** START OF THE RECORDS **

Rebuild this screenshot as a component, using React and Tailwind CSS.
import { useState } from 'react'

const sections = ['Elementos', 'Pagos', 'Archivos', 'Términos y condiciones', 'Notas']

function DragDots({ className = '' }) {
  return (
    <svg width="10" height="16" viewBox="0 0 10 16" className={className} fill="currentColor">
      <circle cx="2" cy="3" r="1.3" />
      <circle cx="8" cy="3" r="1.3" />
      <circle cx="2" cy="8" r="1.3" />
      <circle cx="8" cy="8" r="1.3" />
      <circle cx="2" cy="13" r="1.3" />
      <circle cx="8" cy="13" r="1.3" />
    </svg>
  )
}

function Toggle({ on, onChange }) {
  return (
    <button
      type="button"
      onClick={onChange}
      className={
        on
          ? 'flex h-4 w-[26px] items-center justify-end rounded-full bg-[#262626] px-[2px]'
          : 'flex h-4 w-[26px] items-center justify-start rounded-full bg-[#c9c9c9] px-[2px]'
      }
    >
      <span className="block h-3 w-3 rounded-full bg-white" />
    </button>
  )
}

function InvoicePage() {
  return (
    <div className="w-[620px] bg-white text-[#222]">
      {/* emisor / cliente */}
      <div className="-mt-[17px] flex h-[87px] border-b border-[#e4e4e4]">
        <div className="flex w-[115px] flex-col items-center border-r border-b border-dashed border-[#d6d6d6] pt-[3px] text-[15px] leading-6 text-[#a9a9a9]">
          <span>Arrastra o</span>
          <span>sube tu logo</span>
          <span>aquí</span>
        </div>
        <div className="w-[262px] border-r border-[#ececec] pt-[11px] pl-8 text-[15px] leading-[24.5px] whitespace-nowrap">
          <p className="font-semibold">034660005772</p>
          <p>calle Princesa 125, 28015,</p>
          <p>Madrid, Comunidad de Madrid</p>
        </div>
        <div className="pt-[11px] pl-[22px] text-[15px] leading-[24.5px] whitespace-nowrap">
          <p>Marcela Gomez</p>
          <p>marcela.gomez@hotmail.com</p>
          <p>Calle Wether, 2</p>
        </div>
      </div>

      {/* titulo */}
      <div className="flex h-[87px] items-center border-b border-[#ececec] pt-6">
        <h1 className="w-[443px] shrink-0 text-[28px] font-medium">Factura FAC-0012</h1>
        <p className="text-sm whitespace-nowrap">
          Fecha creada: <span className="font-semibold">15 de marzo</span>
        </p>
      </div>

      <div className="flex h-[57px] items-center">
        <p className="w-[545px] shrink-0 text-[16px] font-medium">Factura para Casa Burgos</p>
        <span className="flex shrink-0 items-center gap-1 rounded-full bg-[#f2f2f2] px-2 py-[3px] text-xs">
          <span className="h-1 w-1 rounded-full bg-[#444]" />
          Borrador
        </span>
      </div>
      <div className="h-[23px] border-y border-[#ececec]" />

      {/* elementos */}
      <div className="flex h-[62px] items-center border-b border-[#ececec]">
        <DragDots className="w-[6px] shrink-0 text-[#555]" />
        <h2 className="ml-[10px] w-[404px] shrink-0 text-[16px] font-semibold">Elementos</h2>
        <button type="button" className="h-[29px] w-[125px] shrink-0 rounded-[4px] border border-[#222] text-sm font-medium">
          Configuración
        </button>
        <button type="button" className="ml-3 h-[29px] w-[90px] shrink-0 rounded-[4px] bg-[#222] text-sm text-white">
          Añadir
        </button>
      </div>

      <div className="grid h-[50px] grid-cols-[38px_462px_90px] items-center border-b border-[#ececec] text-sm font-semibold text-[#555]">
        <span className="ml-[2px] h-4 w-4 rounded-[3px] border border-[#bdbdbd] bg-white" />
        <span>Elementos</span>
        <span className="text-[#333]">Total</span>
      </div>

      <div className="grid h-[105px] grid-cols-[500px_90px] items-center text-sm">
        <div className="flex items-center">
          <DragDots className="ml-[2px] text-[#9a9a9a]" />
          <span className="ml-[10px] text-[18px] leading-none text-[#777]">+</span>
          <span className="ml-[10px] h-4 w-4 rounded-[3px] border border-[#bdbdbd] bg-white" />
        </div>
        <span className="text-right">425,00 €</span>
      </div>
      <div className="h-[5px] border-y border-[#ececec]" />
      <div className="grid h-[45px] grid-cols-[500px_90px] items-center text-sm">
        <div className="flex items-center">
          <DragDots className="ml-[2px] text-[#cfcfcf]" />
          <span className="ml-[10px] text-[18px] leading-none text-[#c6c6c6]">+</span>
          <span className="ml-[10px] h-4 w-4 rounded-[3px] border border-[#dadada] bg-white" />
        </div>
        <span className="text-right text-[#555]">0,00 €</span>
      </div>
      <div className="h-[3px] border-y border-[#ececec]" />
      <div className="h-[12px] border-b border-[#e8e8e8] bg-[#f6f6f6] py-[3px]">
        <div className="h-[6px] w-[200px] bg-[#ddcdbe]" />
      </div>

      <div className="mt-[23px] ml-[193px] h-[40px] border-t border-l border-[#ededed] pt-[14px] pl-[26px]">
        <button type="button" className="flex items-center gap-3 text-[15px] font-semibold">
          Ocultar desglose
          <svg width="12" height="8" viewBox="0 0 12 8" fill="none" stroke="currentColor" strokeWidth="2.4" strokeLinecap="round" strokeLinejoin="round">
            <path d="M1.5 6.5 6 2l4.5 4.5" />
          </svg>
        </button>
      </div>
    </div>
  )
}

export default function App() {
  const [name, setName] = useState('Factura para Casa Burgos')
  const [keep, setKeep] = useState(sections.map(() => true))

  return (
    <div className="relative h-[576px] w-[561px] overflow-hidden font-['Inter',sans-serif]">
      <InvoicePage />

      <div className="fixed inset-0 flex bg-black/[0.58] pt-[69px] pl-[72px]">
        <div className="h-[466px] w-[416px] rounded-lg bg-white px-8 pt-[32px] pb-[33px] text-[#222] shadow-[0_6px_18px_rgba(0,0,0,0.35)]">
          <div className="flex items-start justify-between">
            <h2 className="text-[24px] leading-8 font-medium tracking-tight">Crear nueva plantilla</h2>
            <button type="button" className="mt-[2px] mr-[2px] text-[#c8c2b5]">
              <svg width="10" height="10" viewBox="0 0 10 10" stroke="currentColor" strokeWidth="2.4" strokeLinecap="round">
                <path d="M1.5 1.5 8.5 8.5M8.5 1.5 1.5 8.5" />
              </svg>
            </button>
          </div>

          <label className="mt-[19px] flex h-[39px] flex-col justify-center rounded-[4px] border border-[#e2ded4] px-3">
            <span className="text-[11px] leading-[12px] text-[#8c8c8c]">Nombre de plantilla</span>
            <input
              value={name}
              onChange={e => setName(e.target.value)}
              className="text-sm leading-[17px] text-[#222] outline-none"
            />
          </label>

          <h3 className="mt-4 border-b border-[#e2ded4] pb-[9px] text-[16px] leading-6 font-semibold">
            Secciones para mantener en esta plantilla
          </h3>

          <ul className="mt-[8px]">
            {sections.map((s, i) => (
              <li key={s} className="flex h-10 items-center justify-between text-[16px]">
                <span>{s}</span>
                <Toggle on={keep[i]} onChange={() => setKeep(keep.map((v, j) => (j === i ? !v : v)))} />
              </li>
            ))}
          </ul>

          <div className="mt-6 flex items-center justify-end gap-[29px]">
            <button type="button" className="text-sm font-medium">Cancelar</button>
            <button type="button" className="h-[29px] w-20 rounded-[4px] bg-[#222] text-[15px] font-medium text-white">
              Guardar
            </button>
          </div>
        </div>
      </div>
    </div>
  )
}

** END OF THE RECORDS **
** START OF THE RECORDS **

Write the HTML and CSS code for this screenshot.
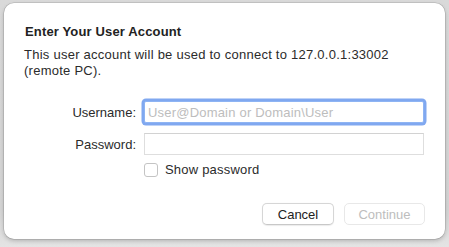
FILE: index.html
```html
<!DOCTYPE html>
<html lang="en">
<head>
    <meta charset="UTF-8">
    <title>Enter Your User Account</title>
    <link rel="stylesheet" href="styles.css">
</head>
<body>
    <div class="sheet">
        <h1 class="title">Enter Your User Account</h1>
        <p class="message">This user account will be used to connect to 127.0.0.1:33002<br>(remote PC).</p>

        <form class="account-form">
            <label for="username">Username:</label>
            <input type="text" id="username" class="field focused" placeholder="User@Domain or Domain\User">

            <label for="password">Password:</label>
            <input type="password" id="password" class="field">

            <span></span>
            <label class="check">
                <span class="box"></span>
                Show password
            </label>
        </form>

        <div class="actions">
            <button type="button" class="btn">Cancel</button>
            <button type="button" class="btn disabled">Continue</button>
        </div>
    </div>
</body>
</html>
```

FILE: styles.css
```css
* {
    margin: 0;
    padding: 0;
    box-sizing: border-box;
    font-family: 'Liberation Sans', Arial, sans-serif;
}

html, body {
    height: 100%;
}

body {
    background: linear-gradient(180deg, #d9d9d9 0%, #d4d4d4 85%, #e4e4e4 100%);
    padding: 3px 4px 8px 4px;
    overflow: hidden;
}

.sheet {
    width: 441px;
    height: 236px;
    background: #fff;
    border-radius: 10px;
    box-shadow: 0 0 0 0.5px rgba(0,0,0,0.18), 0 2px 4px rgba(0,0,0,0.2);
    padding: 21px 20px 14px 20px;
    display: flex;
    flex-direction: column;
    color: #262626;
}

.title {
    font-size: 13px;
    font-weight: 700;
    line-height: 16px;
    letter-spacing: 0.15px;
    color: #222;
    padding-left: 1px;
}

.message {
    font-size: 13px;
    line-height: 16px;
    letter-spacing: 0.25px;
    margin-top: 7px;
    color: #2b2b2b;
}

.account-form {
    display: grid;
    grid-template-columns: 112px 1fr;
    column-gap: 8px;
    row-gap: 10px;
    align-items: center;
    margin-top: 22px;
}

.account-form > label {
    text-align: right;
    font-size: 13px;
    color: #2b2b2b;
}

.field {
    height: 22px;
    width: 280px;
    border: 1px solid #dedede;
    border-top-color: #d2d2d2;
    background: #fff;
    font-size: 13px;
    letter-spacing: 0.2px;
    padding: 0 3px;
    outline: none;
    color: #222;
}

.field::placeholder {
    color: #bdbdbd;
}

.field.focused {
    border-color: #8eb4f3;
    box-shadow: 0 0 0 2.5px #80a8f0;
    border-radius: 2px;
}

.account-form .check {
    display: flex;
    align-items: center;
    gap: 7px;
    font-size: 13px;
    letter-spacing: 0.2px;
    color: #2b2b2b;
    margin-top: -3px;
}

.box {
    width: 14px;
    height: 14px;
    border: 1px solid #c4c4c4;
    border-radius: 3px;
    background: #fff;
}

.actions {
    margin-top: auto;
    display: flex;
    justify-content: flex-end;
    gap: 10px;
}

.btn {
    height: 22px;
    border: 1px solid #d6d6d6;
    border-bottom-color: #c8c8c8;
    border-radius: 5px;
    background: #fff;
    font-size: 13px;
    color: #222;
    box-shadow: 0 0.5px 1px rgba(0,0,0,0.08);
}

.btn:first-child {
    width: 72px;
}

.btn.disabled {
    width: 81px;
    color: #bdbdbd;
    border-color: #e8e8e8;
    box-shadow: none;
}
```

** END OF THE RECORDS **

● WHAT IS EXPECTED
Print exactly the lines from the line with "Rebuild this screenshot" to the line with "const sections = ['Elementos', 'Pagos', 'Archivos', 'Términos", both included, and nothing else.

● TASK RESPONSE
Rebuild this screenshot as a component, using React and Tailwind CSS.
import { useState } from 'react'

const sections = ['Elementos', 'Pagos', 'Archivos', 'Términos y condiciones', 'Notas']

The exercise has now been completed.